«Студенты Московской академии… просят прислать ревизора»

24 января 2020 митрополит Арсений (Стадницкий)

Из дневников архимандрита Арсения (Стадницкого), в бытность его ректором МДА.

***

19-е ноября, 1898 год. Четверг. …Я теперь взялся за перо, чтобы хоть несколько разогнать сильную грусть и скорбь по поводу событий, совершающихся теперь в нашей Академии.

Среди студентов идет сильная и гнусная агитация против инспектора, о. Иннокентия. (..)

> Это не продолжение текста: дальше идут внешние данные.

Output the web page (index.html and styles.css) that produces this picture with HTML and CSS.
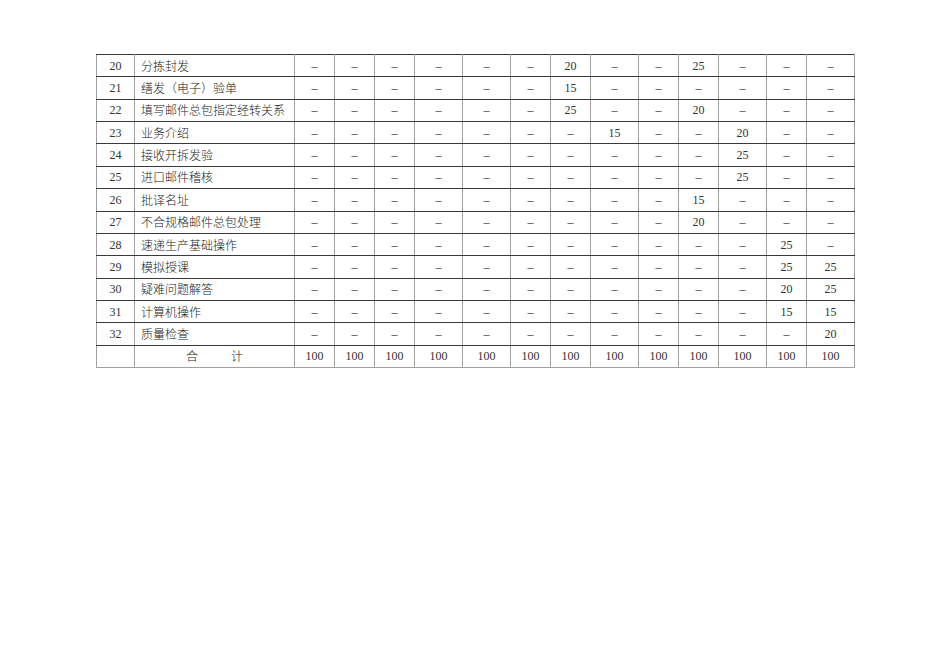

Признаюсь, я сначала не верил этому, потому что в действиях инспектора не замечал чего-либо могущего вызвать такое неудовольствие, да и ни от кого ничего подобного не слыхал. Но 12-го ноября инспектор получил от одного из студентов-благожелателей анонимную записку, в которой сказано было о движении, направленном против него, и о решении студентов удалить его каким бы то ни было образом. Показал он мне эту записку. Точно холодным ушатом воды обдало меня. Начал я с ним беседовать по сему поводу, о его действиях, которые могли бы вызвать неудовольствие, о его отношениях к студентам. Ничего по-видимому особенного в его действиях я не заметил, что могло бы вызвать такое раздражение. В записке анонимной сказано было, что «политика» его не нравится. «Политика» же его состоит в том, что он слишком мелочный и всякое лыко ставит в строку. Потом студенты подозревают его в пользовании шпионами, затем, что самое главное, он не пользуется у них никаким авторитетом — ни нравственным, ни умственным.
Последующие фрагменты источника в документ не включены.